● What to do: Copy the data exactly; pictures stay out of the copy.

● Data:
▬▬▬▬▬▬▬▬▬▬
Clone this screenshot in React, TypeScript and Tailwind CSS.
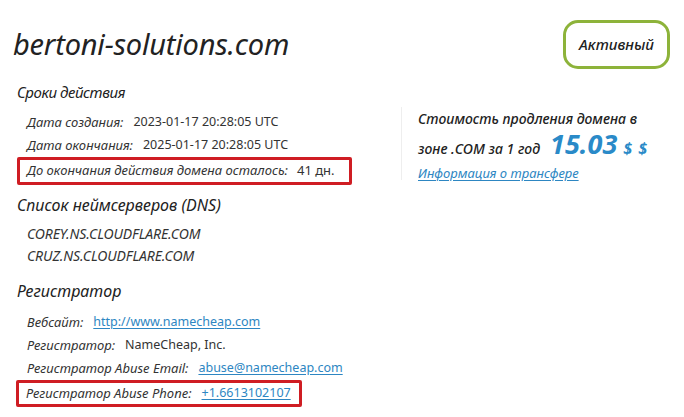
import React from "react";

const F = { fontFamily: '"Noto Sans", "Open Sans", sans-serif' };

function Row({ label, children }: { label: string; children: React.ReactNode }) {
  return (
    <div className="flex items-center h-[23px] text-[#333]">
      <span className="italic text-[13px]">{label}</span>
      <span className="ml-[10px] text-[12.5px]">{children}</span>
    </div>
  );
}

function Link({ children }: { children: React.ReactNode }) {
  return <span className="text-[#2d86c2] underline underline-offset-2">{children}</span>;
}

export default function App() {
  return (
    <div className="w-[684px] h-[417px] bg-white relative overflow-hidden" style={F}>
      <div className="flex justify-between items-start">
        <div className="pl-[13px] pt-[27px] text-[29px] leading-[34px] italic text-[#222] tracking-[-0.2px]">
          bertoni-solutions.com
        </div>
        <div className="mt-[20px] mr-[14px] w-[107px] h-[49px] border-[3px] border-[#8db33a] rounded-[15px] flex items-center justify-center italic font-medium text-[15px] text-[#222]">
          Активный
        </div>
      </div>
      <div className="flex">
        <div className="w-[401px] pl-[17px]">
          <div className="mt-[12px] text-[15px] italic text-[#222] leading-[22px] tracking-[-0.4px]">Сроки действия</div>
          <div className="mt-[8px] pl-[10px]">
            <Row label="Дата создания:">2023-01-17 20:28:05 UTC</Row>
            <Row label="Дата окончания:">2025-01-17 20:28:05 UTC</Row>
          </div>
          <div className="inline-block border-[3px] border-[#cf1d23] rounded-[2px] pl-[7px] pr-[14px] h-[28px] -mt-[1px]">
            <div className="flex items-center h-full text-[#333]">
              <span className="italic text-[13px]">До окончания действия домена осталось:</span>
              <span className="ml-[9px] text-[13px]">41 дн.</span>
            </div>
          </div>
          <div className="mt-[9px] text-[16px] italic text-[#222] leading-[22px]">Список неймсерверов (DNS)</div>
          <div className="mt-[7px] pl-[10px] text-[14px] italic text-[#333] uppercase tracking-[-0.1px]">
            <div className="h-[22px] flex items-center">COREY.NS.CLOUDFLARE.COM</div>
            <div className="h-[22px] flex items-center">CRUZ.NS.CLOUDFLARE.COM</div>
          </div>
          <div className="mt-[13px] text-[16px] italic text-[#222] leading-[22px]">Регистратор</div>
          <div className="mt-[9px] pl-[10px]">
            <Row label="Вебсайт:"><Link>http://www.namecheap.com</Link></Row>
            <Row label="Регистратор:">NameCheap, Inc.</Row>
            <Row label="Регистратор Abuse Email:"><Link>abuse@namecheap.com</Link></Row>
          </div>
          <div className="inline-block border-[3px] border-[#cf1d23] rounded-[2px] pl-[7px] pr-[8px] h-[27px] -ml-[1px]">
            <div className="flex items-center h-full text-[#333]">
              <span className="italic text-[13px]">Регистратор Abuse Phone:</span>
              <span className="ml-[10px] text-[12.5px]"><Link>+1.6613102107</Link></span>
            </div>
          </div>
        </div>
        <div className="mt-[38px] h-[73px] border-l border-[#eeeeee] pl-[16px] pt-[2px]">
          <div className="text-[14px] italic font-medium text-[#222] leading-[20px]">Стоимость продления домена в</div>
          <div className="flex items-baseline text-[14px] italic font-medium text-[#222] leading-[30px]">
            <span>зоне .COM за 1 год</span>
            <span className="ml-[10px] text-[27px] font-bold text-[#2a8ac8]">15.03</span>
            <span className="ml-[6px] text-[16px] font-bold text-[#2a8ac8] tracking-[1px]">$ $</span>
          </div>
          <div className="text-[13px] italic leading-[18px]"><Link>Информация о трансфере</Link></div>
        </div>
      </div>
    </div>
  );
}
▬▬▬▬▬▬▬▬▬▬
● Complete answer:
Clone this screenshot in React, TypeScript and Tailwind CSS.
import React from "react";

const F = { fontFamily: '"Noto Sans", "Open Sans", sans-serif' };

function Row({ label, children }: { label: string; children: React.ReactNode }) {
  return (
    <div className="flex items-center h-[23px] text-[#333]">
      <span className="italic text-[13px]">{label}</span>
      <span className="ml-[10px] text-[12.5px]">{children}</span>
    </div>
  );
}

function Link({ children }: { children: React.ReactNode }) {
  return <span className="text-[#2d86c2] underline underline-offset-2">{children}</span>;
}

export default function App() {
  return (
    <div className="w-[684px] h-[417px] bg-white relative overflow-hidden" style={F}>
      <div className="flex justify-between items-start">
        <div className="pl-[13px] pt-[27px] text-[29px] leading-[34px] italic text-[#222] tracking-[-0.2px]">
          bertoni-solutions.com
        </div>
        <div className="mt-[20px] mr-[14px] w-[107px] h-[49px] border-[3px] border-[#8db33a] rounded-[15px] flex items-center justify-center italic font-medium text-[15px] text-[#222]">
          Активный
        </div>
      </div>
      <div className="flex">
        <div className="w-[401px] pl-[17px]">
          <div className="mt-[12px] text-[15px] italic text-[#222] leading-[22px] tracking-[-0.4px]">Сроки действия</div>
          <div className="mt-[8px] pl-[10px]">
            <Row label="Дата создания:">2023-01-17 20:28:05 UTC</Row>
            <Row label="Дата окончания:">2025-01-17 20:28:05 UTC</Row>
          </div>
          <div className="inline-block border-[3px] border-[#cf1d23] rounded-[2px] pl-[7px] pr-[14px] h-[28px] -mt-[1px]">
            <div className="flex items-center h-full text-[#333]">
              <span className="italic text-[13px]">До окончания действия домена осталось:</span>
              <span className="ml-[9px] text-[13px]">41 дн.</span>
            </div>
          </div>
          <div className="mt-[9px] text-[16px] italic text-[#222] leading-[22px]">Список неймсерверов (DNS)</div>
          <div className="mt-[7px] pl-[10px] text-[14px] italic text-[#333] uppercase tracking-[-0.1px]">
            <div className="h-[22px] flex items-center">COREY.NS.CLOUDFLARE.COM</div>
            <div className="h-[22px] flex items-center">CRUZ.NS.CLOUDFLARE.COM</div>
          </div>
          <div className="mt-[13px] text-[16px] italic text-[#222] leading-[22px]">Регистратор</div>
          <div className="mt-[9px] pl-[10px]">
            <Row label="Вебсайт:"><Link>http://www.namecheap.com</Link></Row>
            <Row label="Регистратор:">NameCheap, Inc.</Row>
            <Row label="Регистратор Abuse Email:"><Link>abuse@namecheap.com</Link></Row>
          </div>
          <div className="inline-block border-[3px] border-[#cf1d23] rounded-[2px] pl-[7px] pr-[8px] h-[27px] -ml-[1px]">
            <div className="flex items-center h-full text-[#333]">
              <span className="italic text-[13px]">Регистратор Abuse Phone:</span>
              <span className="ml-[10px] text-[12.5px]"><Link>+1.6613102107</Link></span>
            </div>
          </div>
        </div>
        <div className="mt-[38px] h-[73px] border-l border-[#eeeeee] pl-[16px] pt-[2px]">
          <div className="text-[14px] italic font-medium text-[#222] leading-[20px]">Стоимость продления домена в</div>
          <div className="flex items-baseline text-[14px] italic font-medium text-[#222] leading-[30px]">
            <span>зоне .COM за 1 год</span>
            <span className="ml-[10px] text-[27px] font-bold text-[#2a8ac8]">15.03</span>
            <span className="ml-[6px] text-[16px] font-bold text-[#2a8ac8] tracking-[1px]">$ $</span>
          </div>
          <div className="text-[13px] italic leading-[18px]"><Link>Информация о трансфере</Link></div>
        </div>
      </div>
    </div>
  );
}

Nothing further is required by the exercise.